Ah Auckland. The city of sails, brunching, spending too much on caffeine and pretending like you’re a millionaire. I’ve lived in this metropolis for two years on a student budget and feel absolutely qualified to tell you how I’ve managed to survive. Not just survive but THRIVE. Thrive like the Real Housewife of Auckland I pretend to be.
Fake being rich until you actually believe you are (bank balance, who?)
First and foremost, you cannot expect to be a real housewife/husband in this cruel, cruel city without embracing your new identity. A real Aucklander does not conform to such south of the Bombay Hills norms, like anxiously checking their account balance. There is power in ignoration, and if you believe you are financially well-off (granted you don’t have an awkward encounter with a declined card), you will become financially well-off.
You CAN eat out and not break the bank (and it will be worth it)
The quintessential image that you must portray to the world if you want to truly live like an Aucklander is that you eat out on a regular basis. The one meal that will cement this status is brunch. Brunch is not simply an amalgamation of breakfast and lunch – it’s a lifestyle. Auckland cafés do it best, and that’s just a fact. A decent brunch will normally set you back about $25, which is steep for one meal, especially when it usually consists of the cheapest ingredients known to man (eggs and bread). However, the price needs to be assessed from a different perspective. Because brunch is technically accounting for two separate meals, it can actually be well worth it.
For a brunch fit for true Auckland royalty, you can’t go past Major Sprout. All I’m going to say about that magical place is that they have pancakes with candyfloss, maple syrup AND marshmallows. Essentially the food Instagram of your dreams.
Look like you belong among the Auckland social elite even though your wardrobe says otherwise
First year uni students take note: you have entered the glorious land of student discounts, and it’s time to take advantage of every, single, one. Sign up to UniDays and haul that ASOS wardrobe like there is no tomorrow. Fulfill your champagne dreams on your beer budget with sale racks and op-shops. Even designer labels have amazing end of season sales, so if you spy something you absolutely have to have, refrain from your millennial instant gratification complex. Wait three months and if you still love that beautiful coat that costs more than your weekly rent, don’t fret: it will most likely either be in store at a heavily discounted rate or left on a lonely rack in an op-shop somewhere. Some outfits are worth hunting for.
Be cultured, darling
One of my favourite things about Auckland is all of the art one can consume. Whether you’re musing through the city taking in paintings or going to the theatre and pretending to be an art connoisseur, the art in Auckland is truly a dream. But you argue, with your index finger raised in accusation, how does one afford to be ‘cultured’ when one can barely afford an Uber? Well, let me let you in on a secret, dear reader, there are an abundance of free or low cost shows if you know where to look.
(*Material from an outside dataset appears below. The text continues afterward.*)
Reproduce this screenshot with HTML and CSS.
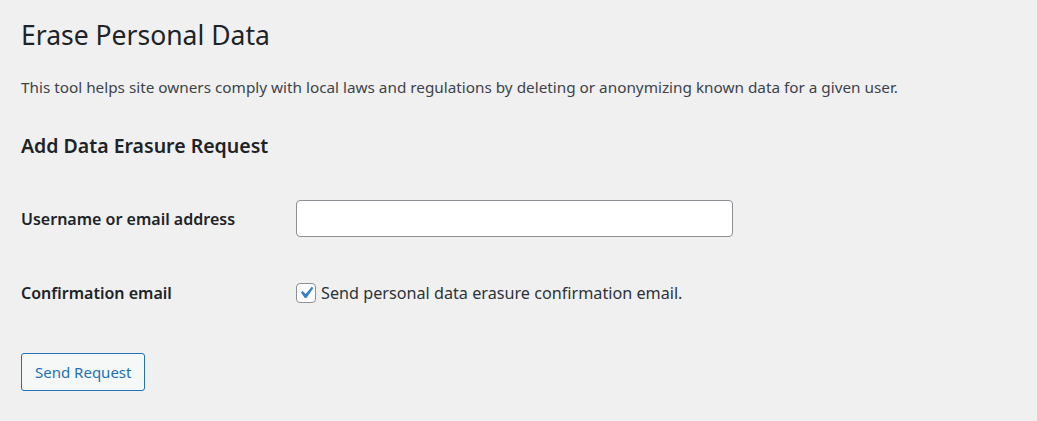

If you’re into comedy, you can’t look past Basement Theatre’s Snort, which is a weekly improv comedy show featuring various notable New Zealand comedians. It will only set you back $12, and you’re pretty much paying for the priceless gift of guaranteed laughter. What’s more, you’ll get to say you saw those comedians in action when you head back home for uni break and spot them making guest appearances on Jono and Ben and 7 Days. (Let’s be real, we only watch ye olde television when we’re back home with the parentals.)
Traditional art consumers (or even you non-believers) will be pleasantly astonished upon visiting Auckland’s (free) Art Gallery. Walk around, take in art you pretend to understand, and I promise you, your brain will thank you for it later. It is truly one of my favourite places in the city, and well worth giving a gold coin donation if you have some leftover funds.
Auckland is also the place to be for live music at an affordable cost. Forget playing upwards of $20 for entry to a sub-par nightclub just to be hit on by some creepy dude while pretending to jam to a DJ you’ve never heard of. Instead, look on websites like undertheradar.co.nz to find an artist playing a show and stalk them on Spotify. It’ll be worth it when they hit the big time and you can tell your friends that you were partially responsible for their rise to fame.
There you have it readers, those were my very best tips for how to thrive in a city full of endless expensive experiences. Spend your cash wisely, and keep in mind that it is often experiences, not things, that will bring you the most happiness.